**EXERCISE PROMPT:**
Copy out the listing that follows, exact in every word, and skip the images.

** Start of SUPPLIED DATA **

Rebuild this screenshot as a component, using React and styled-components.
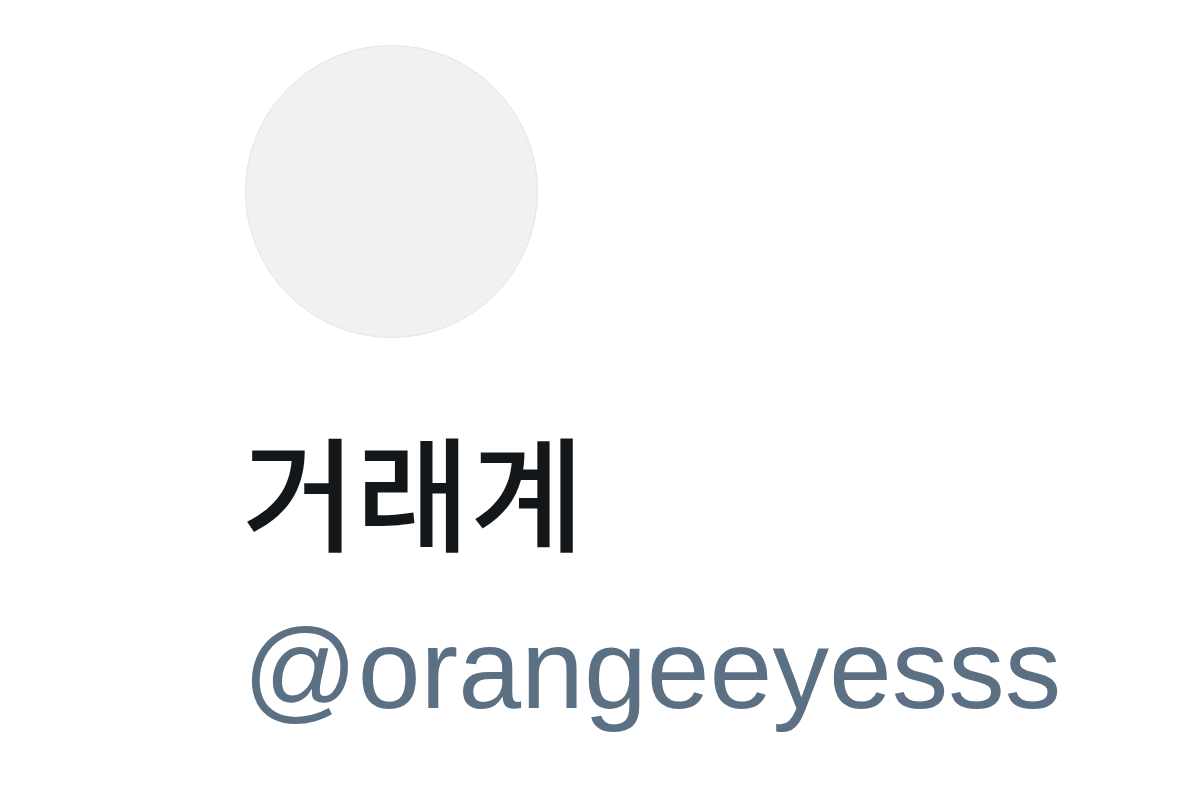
import React from "react";
import styled, { createGlobalStyle } from "styled-components";

const Global = createGlobalStyle`
  html, body { margin: 0; padding: 0; background: #ffffff; }
  body { width: 1200px; height: 791px; overflow: hidden; }
`;

const Page = styled.div`
  width: 1200px;
  height: 791px;
  box-sizing: border-box;
  padding: 45px 0 0 245px;
  display: flex;
  flex-direction: column;
  align-items: flex-start;
  background: #ffffff;
`;

const Avatar = styled.div`
  width: 293px;
  height: 293px;
  box-sizing: border-box;
  border-radius: 50%;
  background: #f1f1f1;
  border: 1.5px solid #e4e4e4;
`;

const Name = styled.h1`
  margin: 88px 0 0 -3px;
  font-family: "Noto Sans CJK KR", "Noto Sans", sans-serif;
  font-weight: 500;
  font-size: 124px;
  line-height: 1;
  color: #14171a;
  letter-spacing: 0;
`;

const Handle = styled.div`
  margin: 63px 0 0 -2px;
  font-family: "Liberation Sans", Arial, sans-serif;
  font-weight: 400;
  font-size: 113px;
  line-height: 1;
  color: #5b7083;
`;

export default function App() {
  return (
    <>
      <Global />
      <Page>
        <Avatar />
        <Name>거래계</Name>
        <Handle>@orangeeyesss</Handle>
      </Page>
    </>
  );
}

** End of SUPPLIED DATA **

**RESPONSE TO THIS EXERCISE:**
Rebuild this screenshot as a component, using React and styled-components.
import React from "react";
import styled, { createGlobalStyle } from "styled-components";

const Global = createGlobalStyle`
  html, body { margin: 0; padding: 0; background: #ffffff; }
  body { width: 1200px; height: 791px; overflow: hidden; }
`;

const Page = styled.div`
  width: 1200px;
  height: 791px;
  box-sizing: border-box;
  padding: 45px 0 0 245px;
  display: flex;
  flex-direction: column;
  align-items: flex-start;
  background: #ffffff;
`;

const Avatar = styled.div`
  width: 293px;
  height: 293px;
  box-sizing: border-box;
  border-radius: 50%;
  background: #f1f1f1;
  border: 1.5px solid #e4e4e4;
`;

const Name = styled.h1`
  margin: 88px 0 0 -3px;
  font-family: "Noto Sans CJK KR", "Noto Sans", sans-serif;
  font-weight: 500;
  font-size: 124px;
  line-height: 1;
  color: #14171a;
  letter-spacing: 0;
`;

const Handle = styled.div`
  margin: 63px 0 0 -2px;
  font-family: "Liberation Sans", Arial, sans-serif;
  font-weight: 400;
  font-size: 113px;
  line-height: 1;
  color: #5b7083;
`;

export default function App() {
  return (
    <>
      <Global />
      <Page>
        <Avatar />
        <Name>거래계</Name>
        <Handle>@orangeeyesss</Handle>
      </Page>
    </>
  );
}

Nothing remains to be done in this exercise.